For WCU geology professor Amy Fagan the Artemis missions are personal. As a planetary geologist she studies the Moon, planets and asteroids. Her office, also the office of the department head of the Geosciences and Natural Resources Department, is full of rocks and LEGO.
She keeps her lunar meteorites in small translucent boxes and reminds people not to open them. There is also a heavy iron meteorite from an asteroid and LEGO sets of Saturn V, Space shuttle, the international space station, lunar lander in several sizes and many smaller sets. She has the set for Artemis, but is still working on putting it together. For her this mission is personal.

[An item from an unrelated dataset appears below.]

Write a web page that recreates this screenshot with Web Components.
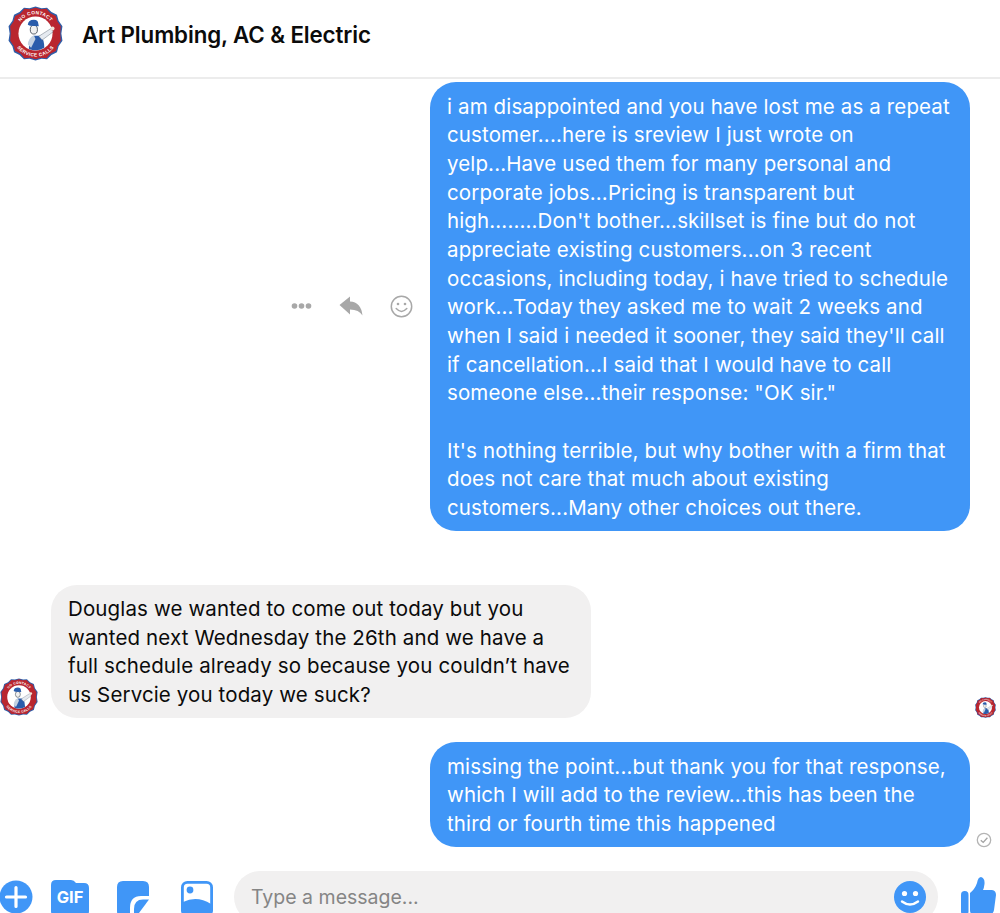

“It was very emotional because you know how much work has gone into it. I know so many people involved with it,” Fagan said, adding that as she watches the images of Artemis she feels very proud of all the people involved in the mission. But her favorite part is the science room back in Houston.

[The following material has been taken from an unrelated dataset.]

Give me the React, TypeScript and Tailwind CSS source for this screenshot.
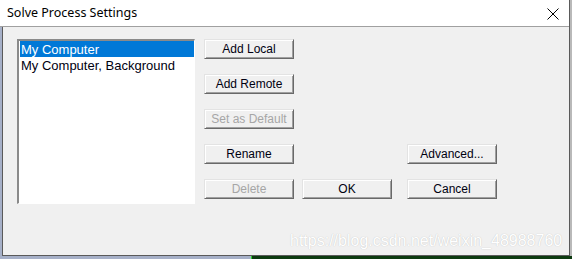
import type { ReactNode } from "react";

function Button({
  children,
  disabled,
  className = "",
}: {
  children: ReactNode;
  disabled?: boolean;
  className?: string;
}) {
  return (
    <button
      type="button"
      disabled={disabled}
      className={`flex h-[20px] w-[90px] items-center justify-center border border-t-[#e3e3e3] border-l-[#e3e3e3] border-r-[#696969] border-b-[#696969] bg-[#f0f0f0] text-[12px] leading-none shadow-[inset_1px_1px_0_#ffffff,inset_-1px_-1px_0_#a0a0a0] ${
        disabled ? "text-[#a6a6a6]" : "text-[#000010]"
      } ${className}`}
    >
      {children}
    </button>
  );
}

const sites = ["My Computer", "My Computer, Background"];

export default function App() {
  return (
    <div className="relative flex h-[259px] w-[572px] flex-col overflow-hidden bg-[#b9b9b9] font-['Liberation_Sans',Arial,sans-serif]">
      <div className="flex h-[256px] w-[570px] flex-col border-r border-[#5a5a5a]">
        {/* title bar */}
        <div className="flex h-[27px] shrink-0 items-center justify-between border-b border-[#a0a0a0] bg-white pl-[7px] pr-[10px]">
          <span className="font-['Noto_Sans',sans-serif] text-[12.5px] text-black">
            Solve Process Settings
          </span>
          <svg width="12" height="12" viewBox="0 0 12 12" className="mt-[1px]">
            <path d="M0.5 0.5 L11.5 11.5 M11.5 0.5 L0.5 11.5" stroke="#000" strokeWidth="1" />
          </svg>
        </div>

        <div className="flex flex-1">
          <div className="w-[2px] bg-[#a6b0c8]" />
          <div className="flex flex-1 items-start border-b border-l border-[#5a5a5a] bg-[#f0f0f0] pl-[14px] pt-[12px]">
            {/* list box */}
            <div className="h-[165px] w-[178px] border-t-2 border-l-2 border-r border-b border-t-[#8a8a8a] border-l-[#8a8a8a] border-r-white border-b-white bg-white text-[13px] leading-[17px]">
              {sites.map((s, i) => (
                <div
                  key={s}
                  className={`ml-[1px] h-[16px] pl-[1px] ${
                    i === 0 ? "bg-[#0078d7] text-white" : "text-[#000010]"
                  }`}
                >
                  {s}
                </div>
              ))}
            </div>

            {/* buttons */}
            <div className="ml-[9px] grid grid-cols-[98px_105px_90px] gap-y-[15px]">
              <Button className="col-start-1">Add Local</Button>
              <Button className="col-start-1">Add Remote</Button>
              <Button className="col-start-1" disabled>
                Set as Default
              </Button>
              <Button className="col-start-1">Rename</Button>
              <Button className="col-start-3">Advanced...</Button>
              <Button className="col-start-1" disabled>
                Delete
              </Button>
              <Button>OK</Button>
              <Button>Cancel</Button>
            </div>
          </div>
        </div>
      </div>

      <div className="flex h-[3px]">
        <div className="w-[251px] bg-[#a6b0c8]" />
        <div className="w-[1px] bg-[#2bd12b]" />
        <div className="flex-1 bg-[#0c3a10]" />
      </div>

      {/* watermark */}
      <div className="absolute left-[290px] top-[229px] text-[16px] text-white [text-shadow:0_0_1px_#b8b8b8]">
        https://blog.csdn.net/weixin_48988760
      </div>
    </div>
  );
}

“Because in the science evaluation room, if you look at any of those pictures or you look at any of the videos, there are so many people in that room that are my friends,” she said. “I don’t know the crew, but there are people in that room I have known for 14-plus years.”
In 2022 Fagan was part of Joint EVA Test Team #3 (JETT3) as a dry run for the actual moonwalk for Artemis III.
“I was part of a team that was doing an analog test for the next land mission on the lunar surface,” Fagan said. “What that means is basically we were playing pretend, but as adults.”
But the pretend was a lot more science than a game. They were given tasks and had to determine where to land, where to collect samples, how to guide astronauts to explore part of the Moon that has not been explored before – the South Polar region that has craters deeper than the Grand Canyon. They also designed the science evaluation room that we could see during the mission.
“When you look at the science evaluation room, in Artemis II, when we’ve seen all that footage, especially on the flyby, that design, a lot of that came out of the work that we had done in 2022,” Fagan said.
She is also part of a team that will land a robotic lander on the Moon in 2029 to explore volcanic terrain on the Moon, collecting data for age dating and chemistry on it.
On the question of why it has taken us so long to get back to the Moon she says the answer is complex but ultimately, it’s about funding and politics. Apollo missions stopped in 1972 when the funding was cut and interests went somewhere else. President Donald Trump, during his first administration, brought back the idea of landing humans on the lunar surface with Artemis.
“One of the tricky things about space exploration is that when the president changes, your focus for NASA may also change,” Fagan said.
The push to go back to the Moon is not really a space race in terms of who gets to be there first and get the glory. It’s a space race in terms of technology development.
“There’s interest in going to the Moon from other countries now,” she said. “One of the big components of going with Apollo was national security. Because when Sputnik was launched, we didn’t know that the Soviets had that technology and we didn’t know that they could do that.”
She hopes that this interest in lunar exploration continues and that Artemis IV will get to land on the Moon and explore and do science and maybe we could get to build a permanent mission on the Moon so we could go to Mars. One of the reasons why Artemis will go to the permanently shadowed regions at the poles is because they have discovered remnants of ice in areas that receive little to no sunlight. That could mean potential for producing rocket fuel or maybe a water source for people who would be living there.
With all her fascination with space and lunar exploration Fagan says she is not interested in going to the Moon. She wants to be part of the science evaluation team back on Earth.